"Batman: o Cavaleiro das Trevas", de 2008, é o segundo filme da chamada "Trilogia Nolan", certamente o conjunto de histórias do Batman com maior aprovação e até mesmo aclamação pelo público e crítica até hoje. Como eu escrevi no post anterior sobre "Batman Begins", o diretor Christopher Nolan optou por contar a história do homem morcego a partir de uma perspectiva sombria e até certo ponto realista, uma escolha que se manteve em "Cavaleiro das Trevas". Desta vez, o roteiro do filme foi reforçado pela participação de Jonathan Nolan (irmão do diretor), uma parceria que já havia acontecido em "Amnésia" (2000) e "O Grande Truque" (2006), além do último filme da trilogia do Batman.
Em "Cavaleiro das Trevas", temos o prosseguimento da história de "Batman Begins", só que desta vez o grande vilão da vez é o Coringa, o inimigo mais importante de Batman. O Coringa, que nasceu nos quadrinhos na década de 40, já havia sido abordado em outras ocasiões no cinema e TV, como na clássica série de televisão da década de 1960 e principalmente no filme de Tim Burton de 1989, interpretado por Jack Nicholson em um dos papéis mais importantes de sua carreira. Em 2008 o ator escolhido para interpretar o Coringa foi Heath Ledger, em uma atuação magistral que lhe rendeu o Oscar póstumo de melhor ator coadjuvante, já que o ator faleceu em janeiro de 2008 por overdose de medicamentos (segundo as investigações uma ingestão acidental) antes mesmo do lançamento do filme que o imortalizaria na história do cinema.
Por conta da atuação de Heath Ledger e de sua morte prematura, é impossível não admitir que o Coringa rouba a cena de "O Cavaleiro das Trevas" desde o prólogo do filme, uma inteligente e divertida cena de assalto a um banco. O próprio Batman torna-se um coadjuvante frente a forte presença do vilão de cabelos coloridos e cara pintada, com um comportamento psicótico que é ao mesmo tempo doentio e sereno. Uma das características mais interessantes do Coringa é que ele não possui grandes motivações para os crimes que comete. O seu objetivo é instalar o caos em Gotham City, sem que ele próprio necessariamente usufrua de algum benefício com isso. Apesar desta ação desinteressada, o Coringa se alia a mafiosos e outros criminosos para conseguir aquilo que deseja, o quase sempre se resume em destruir o Batman e a sua reputação como justiceiro.

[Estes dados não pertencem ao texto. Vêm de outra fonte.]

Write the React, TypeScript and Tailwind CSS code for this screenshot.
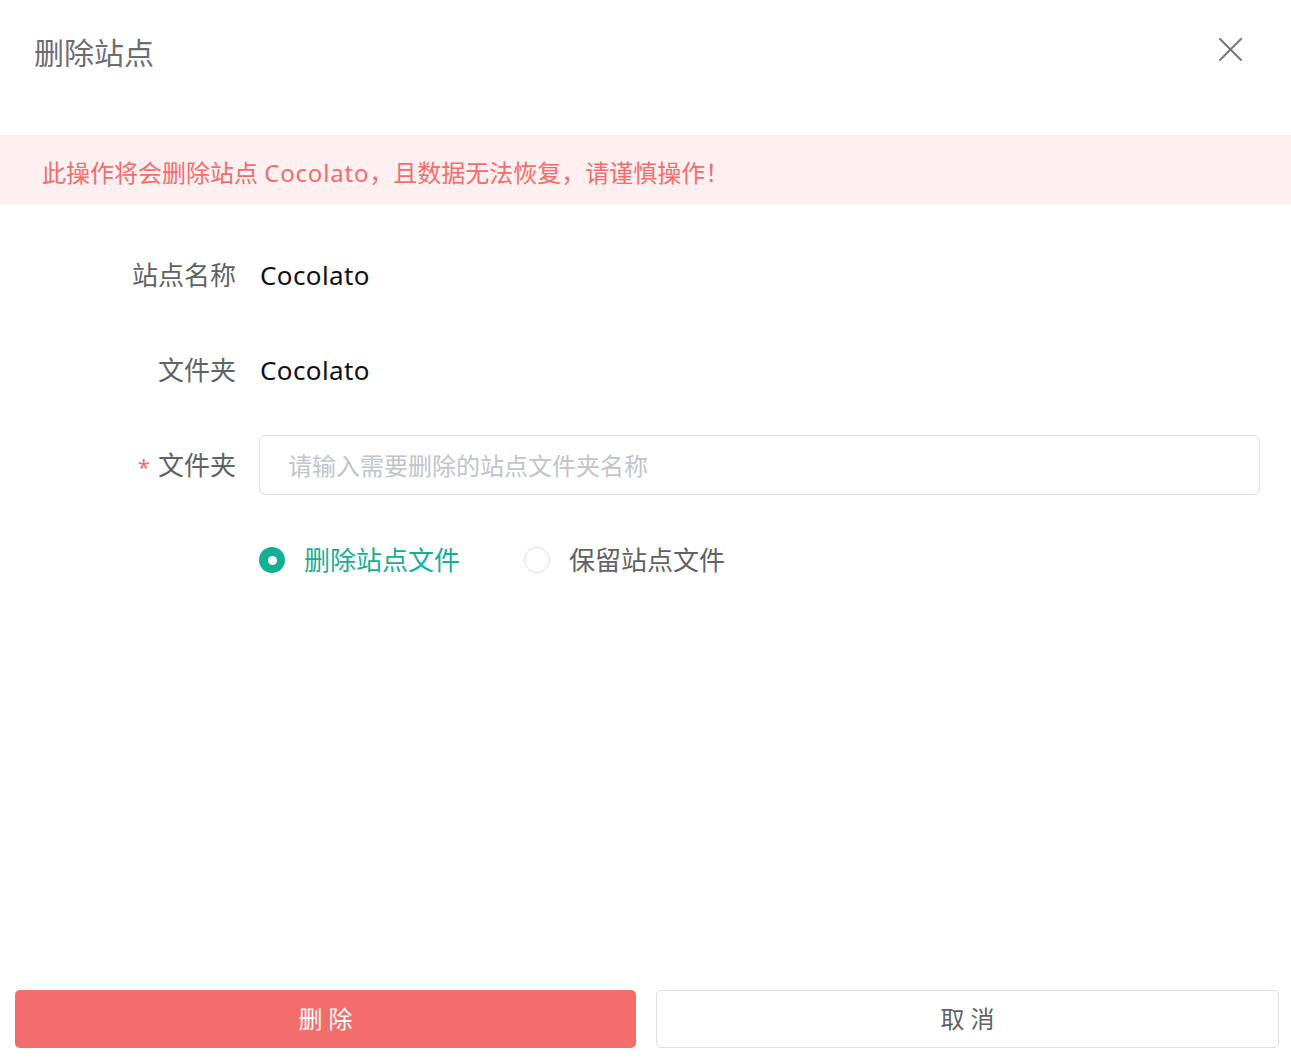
const font = { fontFamily: '"Noto Sans", "Noto Sans CJK SC", sans-serif' }

const InfoRow = ({ label, value }: { label: string; value: string }) => (
    <div className="flex items-center h-[60px]">
        <div className="w-[236px] text-right text-[26px] text-[#606266] shrink-0">{label}</div>
        <div className="ml-6 text-[26px] text-[#111] tracking-[0.4px]">{value}</div>
    </div>
)

const Radio = ({ checked, label }: { checked: boolean; label: string }) => (
    <label className="flex items-center cursor-pointer">
        {checked ? (
            <span className="w-[26px] h-[26px] rounded-full bg-[#13b096] flex items-center justify-center">
                <span className="w-[9px] h-[9px] rounded-full bg-white" />
            </span>
        ) : (
            <span className="w-[26px] h-[26px] rounded-full border border-[#dcdfe6] bg-white" />
        )}
        <span className={`ml-[19px] text-[26px] ${checked ? 'text-[#13b096]' : 'text-[#606266]'}`}>{label}</span>
    </label>
)

const App = () => {
    return (
        <div className="w-full h-[1060px] bg-white flex flex-col" style={font}>
            {/* header */}
            <div className="h-[135px] flex justify-between items-start pl-[34px] pr-[49px] pt-[30px] shrink-0">
                <h1 className="text-[30px] leading-[45px] text-[#6b6d71]">删除站点</h1>
                <button className="mt-[8px]">
                    <svg width="23" height="23" viewBox="0 0 23 23" fill="none" stroke="#73767a" strokeWidth="2" strokeLinecap="round">
                        <line x1="1" y1="1" x2="22" y2="22" />
                        <line x1="22" y1="1" x2="1" y2="22" />
                    </svg>
                </button>
            </div>

            {/* warning */}
            <div className="h-[70px] bg-[#fef0f0] flex items-center pl-[42px] pt-[6px] shrink-0">
                <p className="text-[24px] text-[#f56c6c]">此操作将会删除站点 <span className="tracking-[0.8px]">Cocolato</span>，且数据无法恢复，请谨慎操作！</p>
            </div>

            {/* form */}
            <div className="flex flex-col gap-[35px] mt-10 pr-[31px]">
                <InfoRow label="站点名称" value="Cocolato" />
                <InfoRow label="文件夹" value="Cocolato" />

                <div className="flex items-center h-[60px]">
                    <div className="w-[236px] text-right text-[26px] text-[#606266] shrink-0">
                        <span className="text-[#f56c6c] text-[22px] mr-2">*</span>文件夹
                    </div>
                    <input
                        className="ml-[23px] flex-1 h-[60px] border border-[#dcdfe6] rounded-[6px] px-[28px] text-[24px] text-[#333] placeholder:text-[#c0c4cc] outline-none"
                        placeholder="请输入需要删除的站点文件夹名称"
                    />
                </div>

                <div className="flex items-center h-[60px] pl-[259px] gap-[64px]">
                    <Radio checked label="删除站点文件" />
                    <Radio checked={false} label="保留站点文件" />
                </div>
            </div>

            {/* footer */}
            <div className="mt-auto flex gap-5 pl-[15px] pr-[12px] pb-[12px]">
                <button className="flex-1 h-[58px] rounded-[5px] bg-[#f46d6d] text-white text-[24px] leading-none">删 除</button>
                <button className="flex-1 h-[58px] rounded-[5px] border border-[#dcdfe6] bg-white text-[#606266] text-[24px] leading-none">取 消</button>
            </div>
        </div>
    )
}

export default App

A presença deste vilão interessante e cuidadosamente interpretado por Ledger faz o filme ganhar muito em qualidade, porque o roteiro ganha maior liberdade para seguir caminhos imaginosos sem a perda de verossimilhança do primeiro filme. É que a conduta imprevisível do Coringa acaba por tornar o próprio filme uma sucessão de eventos inesperados e pouco conexos, ao ponto de nós espectadores nos concentrarmos mais nos planos anárquicos do antagonista do que propriamente no roteiro intrincado e um pouco infrutífero dos irmãos Nolan. Existe um outro vilão na história, o Duas-Caras, que também está presente no filme do Tim Burton de 1989, mesmo que com muito menos destaque do que em "Cavaleiro das Trevas", onde é um dos protagonistas. A presença do Duas-Caras no filme, assim como o Comissário Gordon, é a isca do roteiro para trabalhar questões éticas envolvendo a conduta do Batman, que no filme gera uma ambiguidade quase tão grande quanto o clássico quadrinho homônimo de Frank Miller de 1986. Eu confesso que já desisti de discutir o Batman na perspectiva da ética do super-herói, porque eu nunca sei afinal de contas qual a posição política dos escritores e roteiristas sobre o assunto.
É muito comum que a crítica e o público se refiram à "Cavaleiro das Trevas" como o mais importante filme de super-herói já feito, o que eu mesmo já concordei, mas que hoje penso diferente. De fato, não dá pra negar que o segundo filme da trilogia de Nolan seja um salto gigantesco rumo à qualidade técnica em filmes do gênero, especialmente pelo uso magistral e fascinante da tecnologia IMAX, restrita às cenas de maior impacto do filme. A presença do Coringa também é um elemento que faz o filme algo memorável, mas penso que o roteiro dos irmãos Nolan ainda deixou muito a desejar em termos de capacidade de criar uma história com personalidade o suficiente para que o filme entre na história não só por sua forma, mas também pelo conteúdo. As muitas e vazias frases de efeito dos irmãos e a manutenção de clichês como o do vilão asiático e os cartéis de drogas faz de "Batman: O Cavaleiro das Trevas" um filme de ação com roteiro simplório, porém muito bem confeitado pelo talento de seu diretor, o IMAX e a atuação inesquecível de Heath Ledger.